Scaling laws are useful because they turn expensive training decisions into a constrained allocation problem. Under a dense-Transformer approximation, training compute is often modeled as:

C \approx 6 N D,

where $N$ is model size and $D$ is training data, usually token count. The point of a scaling law is to fit small runs, estimate how loss changes with $N$ , $D$ , and $C$ , and choose the compute-optimal allocation before paying for a large run.

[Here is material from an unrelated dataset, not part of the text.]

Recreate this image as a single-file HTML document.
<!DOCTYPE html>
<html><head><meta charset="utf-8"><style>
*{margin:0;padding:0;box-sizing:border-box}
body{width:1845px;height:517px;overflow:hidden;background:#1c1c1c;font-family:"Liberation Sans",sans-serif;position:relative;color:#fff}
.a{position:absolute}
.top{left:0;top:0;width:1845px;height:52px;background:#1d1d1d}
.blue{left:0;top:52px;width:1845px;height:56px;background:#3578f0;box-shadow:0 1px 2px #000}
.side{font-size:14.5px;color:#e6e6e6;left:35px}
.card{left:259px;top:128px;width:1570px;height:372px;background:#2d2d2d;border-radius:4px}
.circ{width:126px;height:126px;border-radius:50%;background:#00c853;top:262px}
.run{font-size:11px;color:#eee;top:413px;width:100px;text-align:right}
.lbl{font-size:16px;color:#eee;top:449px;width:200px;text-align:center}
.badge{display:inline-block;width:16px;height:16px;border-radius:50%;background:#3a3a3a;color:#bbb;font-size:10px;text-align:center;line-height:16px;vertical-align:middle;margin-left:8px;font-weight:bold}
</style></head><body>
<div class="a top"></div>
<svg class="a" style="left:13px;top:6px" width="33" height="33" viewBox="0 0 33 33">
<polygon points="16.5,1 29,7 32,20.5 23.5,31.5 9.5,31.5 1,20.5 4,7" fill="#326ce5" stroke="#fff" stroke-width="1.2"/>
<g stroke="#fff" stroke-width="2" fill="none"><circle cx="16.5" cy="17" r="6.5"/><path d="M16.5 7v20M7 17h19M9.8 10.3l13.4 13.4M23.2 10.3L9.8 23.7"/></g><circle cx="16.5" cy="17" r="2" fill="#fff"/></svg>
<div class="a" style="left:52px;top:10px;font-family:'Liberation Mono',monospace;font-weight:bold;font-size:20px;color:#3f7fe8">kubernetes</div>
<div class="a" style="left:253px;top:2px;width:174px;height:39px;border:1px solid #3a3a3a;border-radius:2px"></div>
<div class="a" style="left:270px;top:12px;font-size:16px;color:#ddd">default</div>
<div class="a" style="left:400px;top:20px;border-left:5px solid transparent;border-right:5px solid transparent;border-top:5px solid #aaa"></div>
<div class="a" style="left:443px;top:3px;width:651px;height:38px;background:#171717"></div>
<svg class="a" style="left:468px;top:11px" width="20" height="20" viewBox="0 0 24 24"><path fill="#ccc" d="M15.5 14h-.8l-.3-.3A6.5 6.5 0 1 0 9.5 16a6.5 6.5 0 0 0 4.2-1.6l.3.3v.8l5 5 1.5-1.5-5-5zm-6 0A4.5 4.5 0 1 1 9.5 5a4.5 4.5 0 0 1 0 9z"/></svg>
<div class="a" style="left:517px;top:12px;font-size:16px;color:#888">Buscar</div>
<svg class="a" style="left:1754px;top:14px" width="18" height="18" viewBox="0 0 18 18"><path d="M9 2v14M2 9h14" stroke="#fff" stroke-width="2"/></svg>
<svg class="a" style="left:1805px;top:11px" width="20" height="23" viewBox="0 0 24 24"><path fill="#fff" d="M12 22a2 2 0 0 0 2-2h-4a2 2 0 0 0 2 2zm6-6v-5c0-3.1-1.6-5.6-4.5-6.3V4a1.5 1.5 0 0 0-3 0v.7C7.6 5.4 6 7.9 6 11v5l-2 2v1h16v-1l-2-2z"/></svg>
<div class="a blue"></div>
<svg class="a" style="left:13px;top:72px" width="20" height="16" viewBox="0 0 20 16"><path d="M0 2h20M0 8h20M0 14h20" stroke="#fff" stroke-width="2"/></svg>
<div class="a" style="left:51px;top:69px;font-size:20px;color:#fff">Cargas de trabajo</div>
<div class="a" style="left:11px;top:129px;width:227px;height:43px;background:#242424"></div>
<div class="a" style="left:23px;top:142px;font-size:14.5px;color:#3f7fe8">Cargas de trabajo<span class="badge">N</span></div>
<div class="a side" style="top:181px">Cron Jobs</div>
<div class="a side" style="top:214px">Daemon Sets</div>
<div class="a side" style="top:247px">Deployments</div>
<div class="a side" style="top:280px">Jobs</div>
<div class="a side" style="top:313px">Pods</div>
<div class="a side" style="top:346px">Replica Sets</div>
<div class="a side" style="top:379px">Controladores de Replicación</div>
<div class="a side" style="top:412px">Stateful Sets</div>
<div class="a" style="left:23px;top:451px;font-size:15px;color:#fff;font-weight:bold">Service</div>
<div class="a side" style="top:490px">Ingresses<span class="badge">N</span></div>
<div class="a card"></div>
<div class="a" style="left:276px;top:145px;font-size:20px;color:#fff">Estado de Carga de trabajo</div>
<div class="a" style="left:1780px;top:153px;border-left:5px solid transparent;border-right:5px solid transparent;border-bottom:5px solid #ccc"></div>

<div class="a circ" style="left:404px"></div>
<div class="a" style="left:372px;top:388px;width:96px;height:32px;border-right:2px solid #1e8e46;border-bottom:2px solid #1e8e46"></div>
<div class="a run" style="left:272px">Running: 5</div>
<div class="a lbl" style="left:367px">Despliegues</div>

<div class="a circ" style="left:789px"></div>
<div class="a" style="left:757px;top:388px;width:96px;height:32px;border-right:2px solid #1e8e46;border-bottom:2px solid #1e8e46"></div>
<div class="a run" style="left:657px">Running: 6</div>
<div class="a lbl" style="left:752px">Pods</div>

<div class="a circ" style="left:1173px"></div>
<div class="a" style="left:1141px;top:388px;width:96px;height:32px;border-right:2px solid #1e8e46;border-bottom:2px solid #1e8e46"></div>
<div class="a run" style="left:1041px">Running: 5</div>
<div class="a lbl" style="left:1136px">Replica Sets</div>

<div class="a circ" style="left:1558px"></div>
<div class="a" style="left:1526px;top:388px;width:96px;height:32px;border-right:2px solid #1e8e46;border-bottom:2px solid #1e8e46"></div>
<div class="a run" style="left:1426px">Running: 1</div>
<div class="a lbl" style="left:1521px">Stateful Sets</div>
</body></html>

The article’s most important practical warning is that the fitted optimum is fragile. Kaplan-style and Chinchilla-style recommendations disagree not because compute-optimality is meaningless, but because parameter counting, fit region, scale range, embedding parameters, data assumptions, and fitting details can shift the inferred frontier.

Key Contributions

Reconstructs the path from early learning-curve power laws through Rosenfeld-style joint loss models, Kaplan et al. 2020, Chinchilla / Hoffmann et al. 2022, data-constrained scaling, and Chinchilla replication/fitting caveats.
Explains the Chinchilla fixed-compute objective:
$N_{opt} (C), D_{opt} (C) = FLOPs (N, D) = C arg min \hat{L} (N, D) .$
Shows how the parametric fit
$\hat{L} (N, D) = \frac{A}{N ^{α}} + \frac{B}{D ^{β}} + E$
yields closed-form optima under $C \approx 6 N D$ , and why $α \approx β$ implies roughly equal scaling of parameters and data.
Separates the infinite-unique-data regime from data-limited training where repeated tokens have discounted value and larger models can overfit faster.
Highlights the Lovelace et al. 2026 data-repetition penalty term, where loss grows with both repetition count and the capacity ratio $N / U_{D}$ .
Emphasizes that scaling-law fits assume the only changing factor is scale; architecture, optimizer, learning-rate schedule, batch ramp, data mix, tokenizer, and tuning quality should not silently change across the sweep.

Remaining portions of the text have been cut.